Proponents of the proposal have said programmers have a legal recourse—that they can always sue third parties over any copyright infringement stemming from the proposal. But this is really cold comfort for the creative community given that the regulation would fundamentally undermine copyright law, create a piracy problem that does not exist today, and place new burdens on content owners to police the app and device market for stolen copies of their works, forcing them to undertake time-consuming, costly litigation, and sustain additional lost revenue to piracy. Furthermore, without a distribution agreement, programmers do not have a contractual relationship with these third parties. They may not even be able to find them, especially if they are foreign set-top box makers or just application providers somewhere out on the internet, and may also not be able reach them in U.S. courts.

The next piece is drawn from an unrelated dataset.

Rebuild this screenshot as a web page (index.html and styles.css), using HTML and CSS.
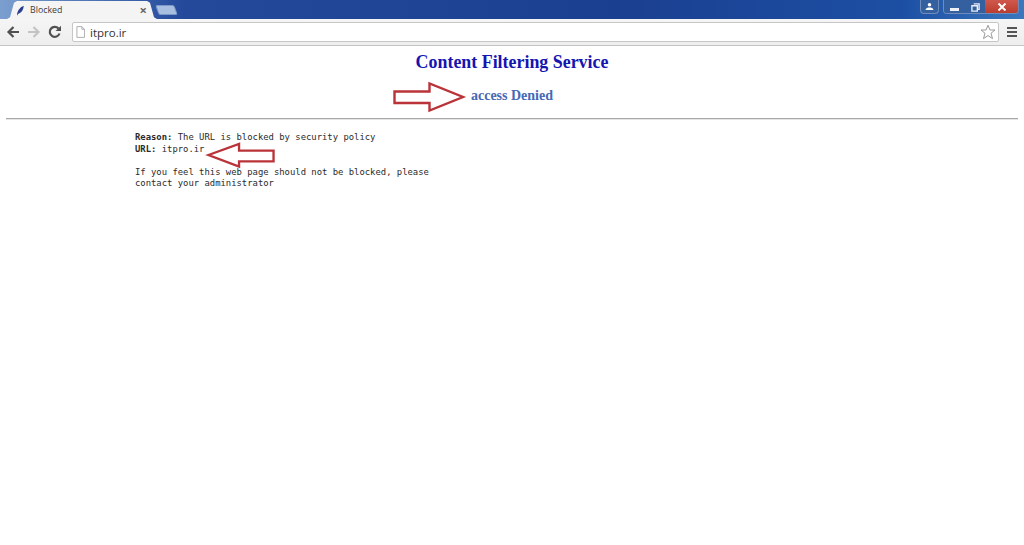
FILE: index.html
```html
<!DOCTYPE html>
<html lang="en">
<head>
<meta charset="utf-8">
<title>Blocked</title>
<link rel="stylesheet" href="styles.css">
</head>
<body>
<header class="chrome">
  <div class="titlebar">
    <div class="tab">
      <svg class="favicon" viewBox="0 0 10 12"><path d="M1 11C1.500 7 4 2.500 8.500 .8 8.500 5 6 9 2 9.800L1.500 11.500Z" fill="#2a3f8f"/></svg>
      <span class="tab-title">Blocked</span>
      <span class="tab-close">×</span>
    </div>
    <div class="newtab"></div>
    <div class="winbtns">
      <div class="winbtn user">
        <svg viewBox="0 0 12 10" class="usericon"><circle cx="6" cy="3" r="2" fill="#fff"/><path d="M1.500 9C2 6.500 4 6 6 6s4 .5 4.500 3Z" fill="#fff"/></svg>
      </div>
      <div class="wingroup">
        <div class="winbtn min"><span class="minbar"></span></div>
        <div class="winbtn max">
          <svg viewBox="0 0 10 10" class="maxicon"><path d="M3 1H9V7H7M1 3H7V9H1Z" fill="none" stroke="#e8eef8" stroke-width="1.500"/></svg>
        </div>
        <div class="winbtn close">
          <svg viewBox="0 0 10 8" class="closeicon"><path d="M1.500 .5 8.500 7.500M8.500 .5 1.500 7.500" stroke="#fff" stroke-width="2"/></svg>
        </div>
      </div>
    </div>
  </div>
  <div class="toolbar">
    <svg class="nav" viewBox="0 0 14 14"><path d="M13 7H3M7.500 2 2.500 7 7.500 12" fill="none" stroke="#505050" stroke-width="2.200"/></svg>
    <svg class="nav" viewBox="0 0 14 14"><path d="M1 7H11M6.500 2 11.500 7 6.500 12" fill="none" stroke="#c4c4c4" stroke-width="2.200"/></svg>
    <svg class="nav" viewBox="0 0 14 14"><path d="M11.500 8.500A5 5 0 1 1 10.500 3.500" fill="none" stroke="#505050" stroke-width="2.200"/><path d="M7.500 6H13V.8Z" fill="#505050"/></svg>
    <div class="omnibox">
      <svg class="pageicon" viewBox="0 0 10 13"><path d="M1 .5H6.500L9.500 3.500V12.500H1ZM6.500 .5V3.500H9.500" fill="#fff" stroke="#a8a8a8"/></svg>
      <span class="url">itpro.ir</span>
      <svg class="star" viewBox="0 0 16 16"><path d="M8 1.200 10 6H15L11 9.300 12.500 14.600 8 11.600 3.500 14.600 5 9.300 1 6H6Z" fill="#fff" stroke="#9a9a9a"/></svg>
    </div>
    <div class="menu"><span></span><span></span><span></span></div>
  </div>
</header>
<main class="page">
  <h1 class="heading">Content Filtering Service</h1>
  <h2 class="subheading">
    <span class="sub-wrap">
      <svg class="arrow arrow-right" viewBox="0 0 72 30"><path d="M1.500 9.500H36.500V1.500L70 15 36.500 28.500V21H1.500Z" fill="#fff" stroke="#b93339" stroke-width="2.400"/></svg>
      access Denied
    </span>
  </h2>
  <hr class="rule">
  <div class="message">
    <svg class="arrow arrow-left" viewBox="0 0 70 26"><path d="M1.500 13 33 1.500V8.500H68.500V19.500H33V25Z" fill="#fff" stroke="#b93339" stroke-width="2.400"/></svg>
    <p><b>Reason:</b> The URL is blocked by security policy<br><b>URL:</b> itpro.ir</p>
    <p>If you feel this web page should not be blocked, please<br>contact your administrator</p>
  </div>
</main>
</body>
</html>
```
FILE: styles.css
```css
* { box-sizing: border-box; }
html, body { margin: 0; height: 100%; background: #fff; overflow: hidden; }
body { font-family: "Liberation Serif", serif; }

.chrome { height: 46px; display: flex; flex-direction: column; border-bottom: 1px solid #c4c4c4; }
.titlebar {
  height: 19px; display: flex; align-items: flex-end; padding-left: 7px;
  background: linear-gradient(90deg, #7b9fcf 0, #5f86bf 5%, #24499b 18%, #1b3f90 60%, #1c4fa3 88%, #3a77bd 100%);
}
.tab {
  width: 150px; height: 18px; background: #f4f4f4; display: flex; align-items: center;
  padding: 0 10px 0 9px;
  clip-path: polygon(0 100%, 3px 90%, 7px 10%, 10px 0, 140px 0, 143px 10%, 147px 90%, 150px 100%);
  font: 8.800px "Open Sans", sans-serif; color: #3c3c3c;
}
.favicon { width: 9px; height: 11px; margin-right: 5px; }
.tab-title { flex: 1; }
.tab-close { font-size: 13px; font-weight: 700; color: #666; line-height: 1; }
.newtab {
  width: 19px; height: 10px; margin: 0 0 4px 0; background: #a9bfe0; border-radius: 2px;
  transform: skewX(20deg); border: 1px solid #7c98c8;
}
.winbtns { margin-left: auto; display: flex; align-self: flex-start; margin-right: 5px; gap: 4px; }
.winbtn { display: flex; align-items: center; justify-content: center; height: 14px; }
.wingroup { display: flex; border-radius: 0 0 4px 4px; overflow: hidden; border: 1px solid #6e8cbc; border-top: 0; height: 14px; }
.user { width: 19px; background: #34609f; border: 1px solid #6e8cbc; border-top: 0; border-radius: 0 0 4px 4px; }
.usericon { width: 11px; height: 9px; }
.min { width: 21px; background: #34609f; }
.minbar { width: 9px; height: 3px; background: #eef2f8; margin-top: 5px; }
.max { width: 20px; background: #34609f; }
.maxicon { width: 9px; height: 9px; }
.close { width: 33px; background: linear-gradient(#d0584c, #b93c2c); }
.closeicon { width: 10px; height: 8px; }

.toolbar {
  flex: 1; display: flex; align-items: center; padding: 0 7px 0 6px; gap: 7px;
  background: linear-gradient(#f5f5f5, #eeeeee);
}
.nav { width: 14px; height: 14px; flex: none; }
.omnibox {
  flex: 1; height: 20px; margin-left: 3px; margin-right: 1px; background: #fff; border: 1px solid #c6c6c6; border-radius: 2px;
  display: flex; align-items: center; padding: 0 2px 0 3px;
  font: 11.500px "Open Sans", sans-serif; color: #333;
}
.pageicon { width: 9px; height: 12px; margin-right: 5px; }
.url { flex: 1; }
.star { width: 16px; height: 16px; }
.menu { width: 10px; height: 10px; display: flex; flex-direction: column; justify-content: space-between; }
.menu span { display: block; height: 2px; background: #555; }

.page { padding: 6px 6px 0; }
.heading { margin: 0; text-align: center; font-size: 17.900px; line-height: 21px; color: #1515b0; }
.subheading { margin: 15px 0 0; text-align: center; font-size: 14px; line-height: 16px; color: #4668b5; }
.sub-wrap { position: relative; }
.arrow { position: absolute; overflow: visible; }
.arrow-right { width: 72px; height: 30px; left: -78px; top: -6px; }
.rule { margin: 14px 0 0; border: 0; border-top: 1px solid #a9a9a9; border-bottom: 1px solid #e4e4e4; height: 2px; }
.message {
  position: relative; margin: 12px 0 0 129px; width: 310px;
  font: 8.900px/11.500px "DejaVu Sans Mono", monospace; color: #2b2b2b;
}
.message p { margin: 0 0 11.500px; }
.arrow-left { width: 68px; height: 26px; left: 72px; top: 10px; }
```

Proponents say the proposal just helps viewers access the content that they have paid for, and that programmers are trying to “double charge.” But that fundamentally misunderstands how programming is made available through pay-TV services. Copyright holders don’t sell content to viewers; they license it to distributors, who in turn make it available to viewers in exchange for subscription fees, ad revenues, or both. Just because a programmer licenses content to Comcast for Comcast to make available to one of its subscribers does not mean Netflix can make that content available to that same subscriber unless it, too, licenses the content.

If the point is simply to allow viewers to access their pay-TV service over third-party devices and applications, there is no reason not to require third parties to abide by all the licensing terms that the viewers’ pay-TV provider must abide by, and to prohibit them from presenting pirated content to pay-TV subscribers. If third parties want to differentiate their service, they should enter into a licensing agreement like everyone else already does in the marketplace, including Apple, Amazon, Netflix, and SlingTV.

To do otherwise would jeopardize the economic underpinnings of the programming marketplace that is delivering to audiences a Second Golden Age.